11 Replies Latest reply: Aug 31, 2011 11:23 AM by 851147 RSS

    A measure to calculate distinct count

    851147
      Hi

      I saw a couple of threads on count distinct for example Count of Weeks where a certain measure is > 0

      I thought it would be better to start a new thread as I guess my problem is slightly different

      I have a cube which has 5 dimensions in the fact table

      namely commodity, organization,store,supplier,time

      I want to count the distinct suppliers across the other 4 dimensions, is it possible ?

      If so any ideas on this ?
        • 1. Re: A measure to calculate distinct count
          DavidGreenfield
          I think this is exactly the same problem that was discussed on the thread you mentioned, so you should be able to use the same approach. Specifically

          (1) Define a new cube, COUNT_CUBE say, with dimensions commodity, organization, store, supplier, and time.

          (2) Define a numeric measure, SUPPLIER_SALES_COUNT say, in the new cube.

          (3) Map SUPPLIER_SALES_COUNT to a query that has the value "1" in any fact row for which sales is greater than zero and is null elsewhere. For example you can load it from a view defined as
          SELECT
            CASE WHEN sales > 0 THEN 1 ELSE NULL END supplier_sales_count,
            commodity, 
            organization, 
            store, 
            supplier, 
            time
          FROM fact
          WHERE sales > 0
          (4) Define the aggregation rules COUNT_CUBE to be MAX over commodity, organization, store, and time, and SUM over supplier. Note that SUM should be the final aggregation.
          • 2. Re: A measure to calculate distinct count
            851147
            Hi David

            I acutally want a distinct count of suppliers across these three dimensions
            • 3. Re: A measure to calculate distinct count
              DavidGreenfield
              Can you give an example of what you mean by "across these three dimensions"?
              • 4. Re: A measure to calculate distinct count
                851147
                Hi David

                My fact table is a transaction table and it has the following fields

                commodity_id organization_id store_id supplier_id time_id

                Now my customer wants to view the count of distinct supplier_ids and he wants to be able to filter this count by commodity_id, organzation_id

                store_id and time_id.

                Moreover all these fields have got hierarchies including the supplier_id.

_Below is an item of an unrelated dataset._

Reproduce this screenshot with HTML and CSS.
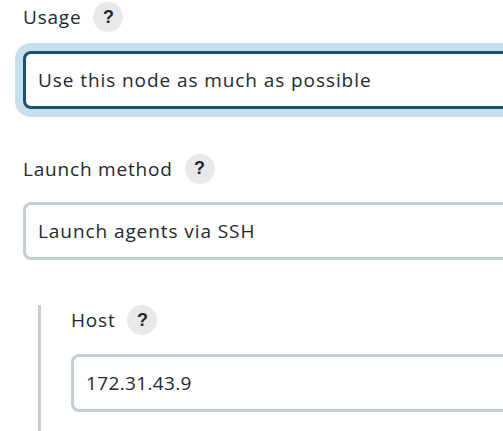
FILE: index.html
```html
<!DOCTYPE html>
<html lang="en">
<head>
<meta charset="utf-8">
<title>Node settings</title>
<link rel="stylesheet" href="styles.css">
</head>
<body>
<main class="form">
  <section class="item">
    <div class="label-row"><span class="label">Usage</span><span class="help">?</span></div>
    <div class="field focused">Use this node as much as possible</div>
  </section>
  <section class="item">
    <div class="label-row"><span class="label">Launch method</span><span class="help">?</span></div>
    <div class="field">Launch agents via SSH</div>
  </section>
  <section class="nested">
    <div class="label-row"><span class="label">Host</span><span class="help">?</span></div>
    <div class="field numeric">172.31.43.9</div>
  </section>
</main>
</body>
</html>
```
FILE: styles.css
```css
html, body {
  margin: 0;
  padding: 0;
  height: 100%;
  overflow: hidden;
  background: #fff;
}
.form {
  width: 640px;
  padding: 2px 0 0 23px;
  font-family: "Open Sans", "Noto Sans", sans-serif;
  font-size: 19px;
  letter-spacing: 0.8px;
  color: #24282e;
}
.item {
  margin-bottom: 45px;
}
.label-row {
  display: flex;
  align-items: center;
  gap: 12px;
  height: 30px;
  margin-bottom: 18.5px;
}
.label {
  line-height: 30px;
}
.help {
  width: 30px;
  height: 30px;
  border-radius: 50%;
  background: #e9e9ec;
  display: flex;
  align-items: center;
  justify-content: center;
  font-family: "Liberation Sans", sans-serif;
  font-weight: 700;
  font-size: 18px;
  letter-spacing: 0;
  color: #24282e;
}
.field {
  height: 58px;
  box-sizing: border-box;
  border: 3px solid #c3cfd5;
  border-radius: 8px;
  padding: 0 12px;
  display: flex;
  align-items: center;
  background: #fff;
  letter-spacing: 0.92px;
}
.numeric {
  letter-spacing: 0.36px;
}
.focused {
  border-color: #1a5270;
  box-shadow: 0 0 0 8px #c9dfec;
}
.nested {
  margin: 0 0 0 15px;
  border-left: 3px solid #c3cfd5;
  padding-left: 30px;
  padding-bottom: 40px;
}
```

                So what i meant by "across these 3 dimensions" is that I must be able to filter this count measure by these dimensions.

                I actually was planning to create a count_fact table as

                create table count_fact as
                (
                select count(distinct supplier_id),commodity_id, organization_id, store_id, time_id
                from transaction_table
                group by cube (commodity_id, organization_id, store_id, time_id)
                )


                by using the "group by cube" and then using the count_fact table for cube generation.

                But I want to know if there is a way to achieve this in oracle olap itself
                • 5. Re: A measure to calculate distinct count
                  DavidGreenfield
                  I may be missing something, but what you want sounds like the standard distinct count discussed in the other threads. The only difference from what I outlined above is that you don't want to use a specific measure (e.g. sales), so your fact mapping would be

                  SELECT
                  1 supplier_count,
                  commodity_id,
                  organization_id,
                  store_id,
                  supplier_id,
                  time_id
                  FROM transaction_table

                  You can create a view like this or simply map the SUPPLIER_COUNT measure to the constant 1. Other than that the MAX over all other dimensions and SUM over supplier should do the trick.
                  • 6. Re: A measure to calculate distinct count
                    851147
                    Hi David

                    Well I have tried out what you said but it doesn't seem to work for me.

                    My fact table is as follows

                    Supplier_ID commodity_id organization_id store_id time_id
                    s1 c1 b1 sc1 2010
                    s1 c2 b1 sc1 2010
                    s1 c2 b2 sc1 2010
                    s1 c2 b2 sc2 2010
                    s1 c2 b2 sc2 2011

                    So you can see that the supplier_id is getting repeated due to the various combinations of the other dimensions

                    I have applied max over all dimensions and sum over supplier in that order

                    Can you tell me where I have gone wrong ?

                    PS: I have partitioned the cube by time and I am using parallel processes to maintain the cube
                    • 7. Re: A measure to calculate distinct count
                      851147
                      Hi David

                      I read your post at Count of Weeks where a certain measure is > 0

                      which says

                      You may have hit

                      BUG 9509395 - MAX AND SUM MIXED OPERATORS IN CC PRODUCE THE WRONG RESULTS

                      This is fixed in the 11.2.0.1 OLAP B Patch (#10130392)

                      What version are you using? How exactly are the results wrong? (e.g. numbers too high or too low)


                      Well what is the meaning of CC in first place and in our case the numbers are too high !!
                      • 8. Re: A measure to calculate distinct count
                        Dileep
                        CC means "Compressed Composite"

                        When you create a cube if you select 'Use compression' option on the storage tab AWM will create Compressed cube and if you select any of your dimensions as sparse AWM creates composite.

                        Edited by: Dileep on Jun 10, 2011 10:20 AM
                        • 9. Re: A measure to calculate distinct count
                          851147
                          Hi Dileep

                          Thanks for explaining what CC is.
                          • 10. Re: A measure to calculate distinct count
                            851147
                            With the approach suggested by David and after applying the patch the count distinct cube works fine,
                            thanks a lot everyone
                            • 11. Re: A measure to calculate distinct count
                              851147
                              Hi

                              I have another query regarding the distinct count.

                              Now currently I have the distinct count implemented correctly for my supplier dimension.

                              So my supplier dimension hierarchy has 2 levels in the ascending order as

                              1. Supplier_Level (this has the actual supplier ids)
                              2. All_Supplier (this is a level to which all the supplier counts aggregate to)

                              Now my requirement is that I need to get the distinct supplier count aggregated to the all_supplier level...

                              what i mean here is that when i query the cube I always state where dim_supplier = 'ALL_SUPPLIER' and hence do not need the details at the supplier_level.

                              One possible solution is that I could create a view from the cube view which has data only at the All_supplier level.

                              But is there something that I could do during cube maintainence itself so that the cube view stores the distinct coount at the all_supplier level only ?